The low coupon brings an added benefit to investors because it leads to what is called positive convexity—prices rise more quickly when yields fall than they fall when yields rise.

The math underlying duration and convexity may be daunting, but the outcome is not. Ireland and Belgium have made private placements of 100-year debt, while France, Italy and the UK have ventured out with 50-year debt. On the other hand, Argentina’s 2017, 100-year 7.125% bond currently priced below $40 shows it can be a two-way street (see chart, above).

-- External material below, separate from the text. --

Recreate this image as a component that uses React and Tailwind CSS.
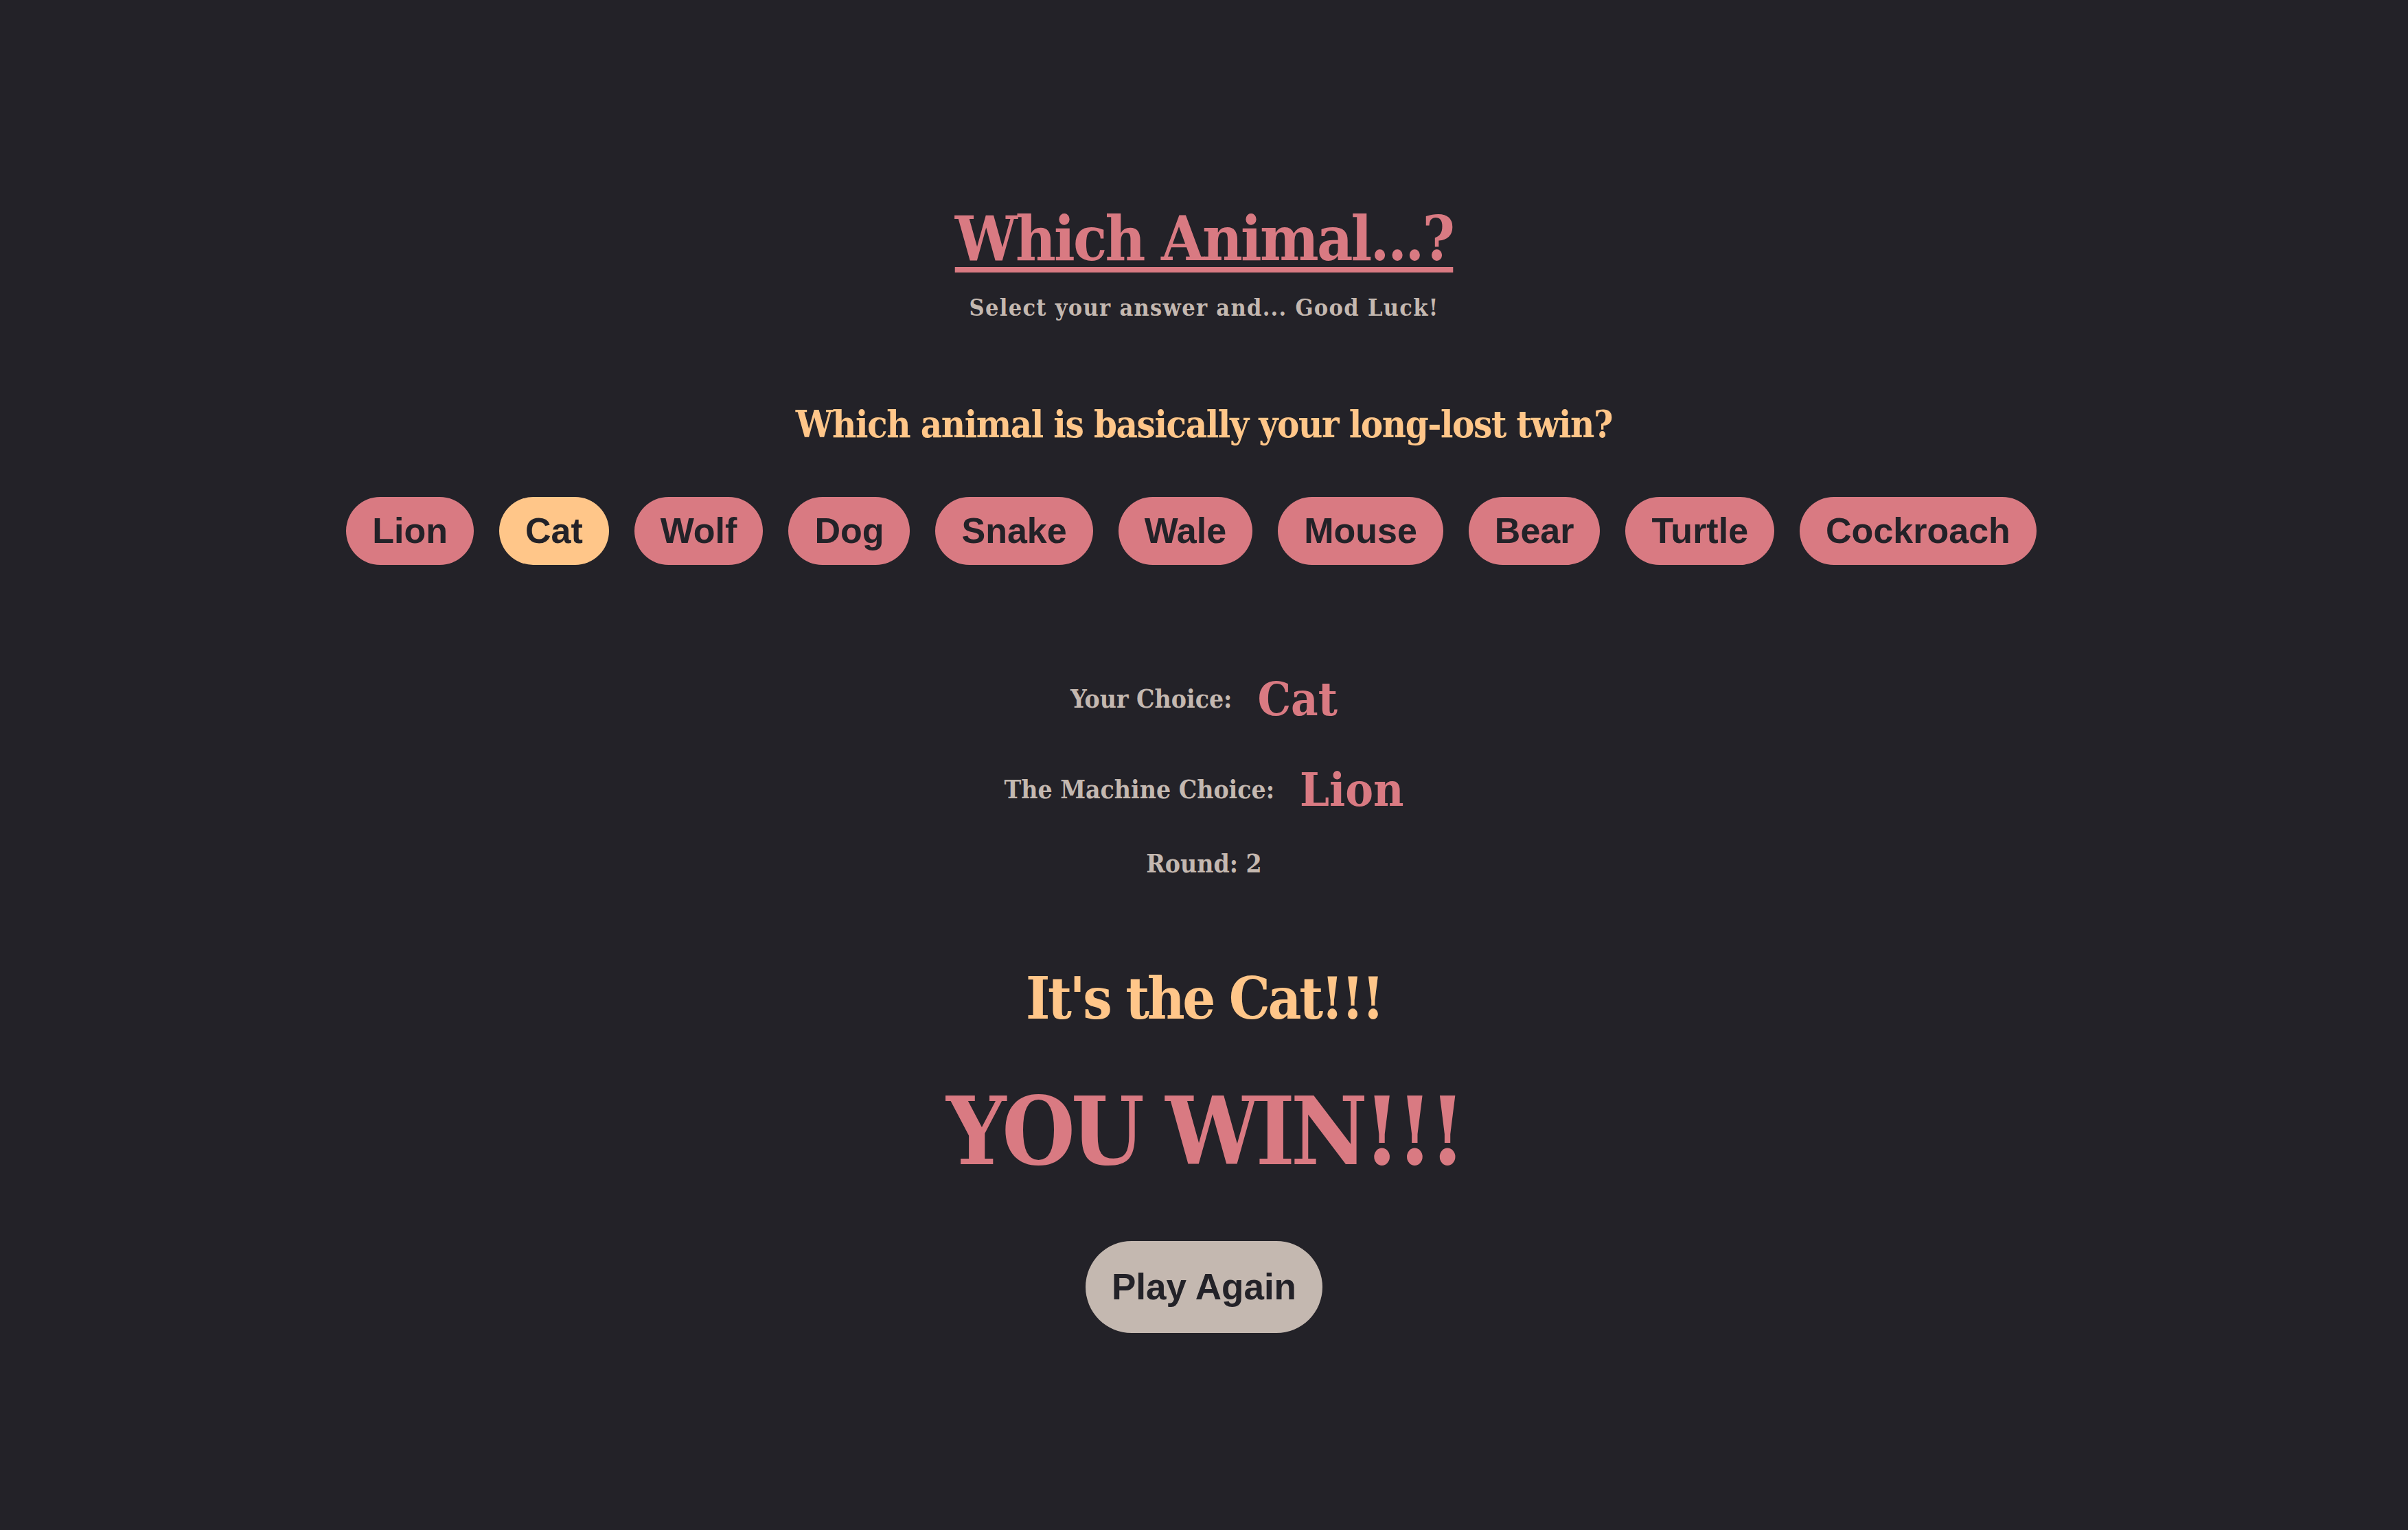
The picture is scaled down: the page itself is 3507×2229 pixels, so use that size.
import { useState } from "react";

const animals = ["Lion", "Cat", "Wolf", "Dog", "Snake", "Wale", "Mouse", "Bear", "Turtle", "Cockroach"];

const slab = { fontFamily: '"DejaVu Serif Condensed", "DejaVu Serif", "Liberation Serif", serif' };

function App() {
  const [choice, setChoice] = useState("Cat");
  const machine = "Lion";

  return (
    <div className="min-h-[2229px] w-full bg-[#232228] flex flex-col items-center text-center font-stretch-condensed" style={slab}>
      <h1 className="mt-[293px] text-[90px] leading-[108px] font-bold tracking-[-2.8px] text-[#d97a82] underline decoration-[8px] underline-offset-[10px]">
        Which Animal...?
      </h1>
      <p className="mt-[27px] text-[34px] leading-[41px] font-bold tracking-[1.3px] text-[#c4b8b0]">
        Select your answer and... Good Luck!
      </p>

      <h2 className="mt-[117px] text-[54px] leading-[65px] font-bold tracking-[-1.4px] text-[#ffc689]">
        Which animal is basically your long-lost twin?
      </h2>

      <div className="mt-[73px] flex justify-center font-stretch-normal">
        {animals.map((animal) => (
          <button
            key={animal}
            onClick={() => setChoice(animal)}
            className={`mr-[37px] rounded-full px-[38px] py-[20px] text-[52px] leading-[59px] font-bold text-[#232228] font-['Liberation_Sans',Arial,sans-serif] ${
              choice === animal ? "bg-[#ffc689]" : "bg-[#d97a82]"
            }`}
          >
            {animal}
          </button>
        ))}
      </div>

      <div className="mt-[154px] flex items-center gap-[37px]">
        <span className="text-[37px] leading-[44px] font-bold text-[#c4b8b0]">Your Choice:</span>
        <span className="text-[68px] leading-[82px] font-bold text-[#d97a82]">{choice}</span>
      </div>
      <div className="mt-[50px] flex items-center gap-[37px]">
        <span className="text-[37px] leading-[44px] font-bold text-[#c4b8b0]">The Machine Choice:</span>
        <span className="text-[68px] leading-[82px] font-bold text-[#d97a82]">{machine}</span>
      </div>
      <p className="mt-[45px] text-[37px] leading-[44px] font-bold text-[#c4b8b0]">Round: 2</p>

      <h2 className="mt-[124px] text-[84px] leading-[101px] font-bold tracking-[-3.4px] text-[#ffc689]">
        It's the {choice}!!!
      </h2>
      <h1 className="mt-[62px] text-[136px] leading-[163px] font-bold tracking-[-6px] text-[#d97a82]">YOU WIN!!!</h1>

      <button className="mt-[78px] rounded-full bg-[#c4b8b0] px-[38px] py-[36px] text-[53px] leading-[62px] font-bold text-[#232228] font-stretch-normal font-['Liberation_Sans',Arial,sans-serif]">
        Play Again
      </button>
    </div>
  );
}

export default App;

Among non-sovereign borrowers, a number of US universities—Caltech, USC, University of Virginia, Rutgers—have all issued 100-year bonds, at higher coupons and smaller amounts. Corporate borrowers include Walt Disney (NYSE:DIS) and Coca-Cola (NYSE:KO).

When sovereign borrowers come out with a century bond, it inevitably raises the question of whether the US will join the club.

Treasury Secretary Steve Mnuchin put a damper on that speculation in congressional testimony last month when he said that the government considered 50- or 100-year Treasurys for paying down a deficit expected to reach $3.4 trillion this year but found little demand for them.

Some have speculated that primary dealers, who have a vested interest in the frequent issue of shorter-term bonds, have convinced Mnuchin that there is not sufficient demand for an ultra-long bond. It’s hard to believe that investors ready to put up nearly $20 billion for tiny little Austria wouldn’t jump at the chance to buy a 100-year Treasury.

The US did auction $20 billion of 20-year bonds in May, for the first time since 1986, and Mnuchin said the government will focus on 10-, 20- and 30-year maturities. Looks like that’s about as ultra-long as Treasurys are going to get for now.